The Lazy Person's Guide to Hot Tub Maintenance That Actually Works - AquaDoc

The Lazy Person's Guide to Hot Tub Maintenance That Actually Works

You can maintain a hot tub in under 10 minutes a week if you know which tasks actually matter and which ones are overkill. The core routine is: test and adjust sanitizer and pH twice a week, rinse your filter every two weeks, shock after heavy use, and drain every 3 to 4 months. That is it. Everything else is optional maintenance that improves your results but is not required to keep the water safe and clear.

Why Most Hot Tub Maintenance Advice Feels So Overwhelming

A lot of the maintenance guides out there were written by people selling chemicals, and surprise - they list 12 products you need to add on a rotating schedule. In reality, hot tub chemistry has three things that matter most: sanitizer level, pH, and total dissolved solids (which you control by draining). Get those three under control and your water stays clear. Everything else is refinement.

The other reason people burn out on hot tub care is inconsistency. Skipping a week means you spend 45 minutes fixing a problem instead of 5 minutes doing a check. The lazy approach only works if you stay just consistent enough to catch problems while they are still small.
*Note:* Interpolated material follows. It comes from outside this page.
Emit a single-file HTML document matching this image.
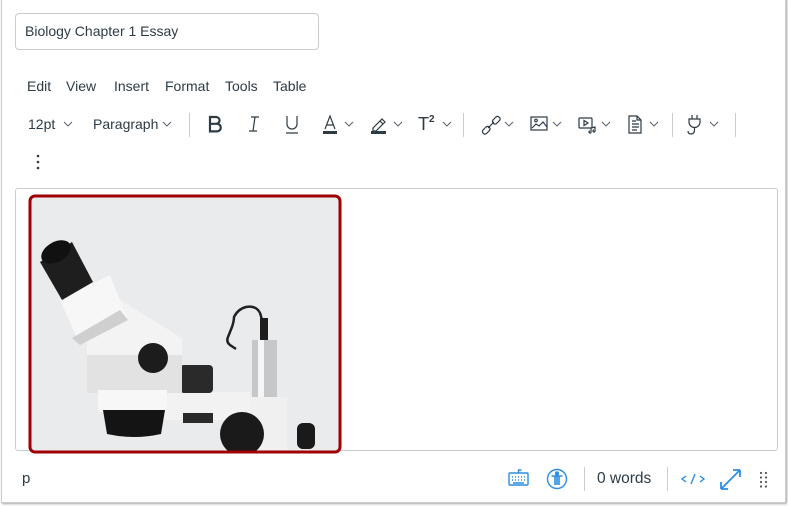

The Only Numbers You Need to Know

Stop trying to memorize a full chemistry table. Focus on these four numbers and you will be fine:

  • Free chlorine: 3 to 5 ppm (or bromine: 4 to 6 ppm)
  • pH: 7.4 to 7.6
  • Total alkalinity: 80 to 120 ppm
  • Calcium hardness: 150 to 250 ppm

Alkalinity and calcium hardness are slow-moving numbers. Once you set them correctly at a refill, you mostly just watch them. Sanitizer and pH are the ones that drift week to week, so those get the most attention. If your choice between bromine and chlorine is still up in the air, bromine wins for low-effort setups because it works at a wider pH range and a floating dispenser keeps levels stable without daily intervention.

The Actual Weekly Routine (Timed)

Here is what a realistic minimum-effort week looks like, with honest time estimates:

  1. Test the water - 2 minutes. Use a test strip or a liquid drop kit twice a week. Check sanitizer, pH, and alkalinity. If everything is in range, you are done.
  2. Adjust pH if needed - 2 minutes. If pH is above 7.6, add pH decreaser. If it is below 7.4, add pH increaser. Dose, wait 30 minutes before getting in.
  3. Add sanitizer if needed - 1 minute. Top up chlorine granules or check that your bromine dispenser still has tablets. Refill if the floater is empty.
  4. Shock after heavy use - 2 minutes. After a party or a soak with 3 or more people, add a dose of non-chlorine oxidizing shock. This burns off the organic load - body oils, lotions, sweat - before it turns into foam or smell.

That is roughly 7 minutes twice a week when nothing is wrong. Most weeks, nothing is wrong.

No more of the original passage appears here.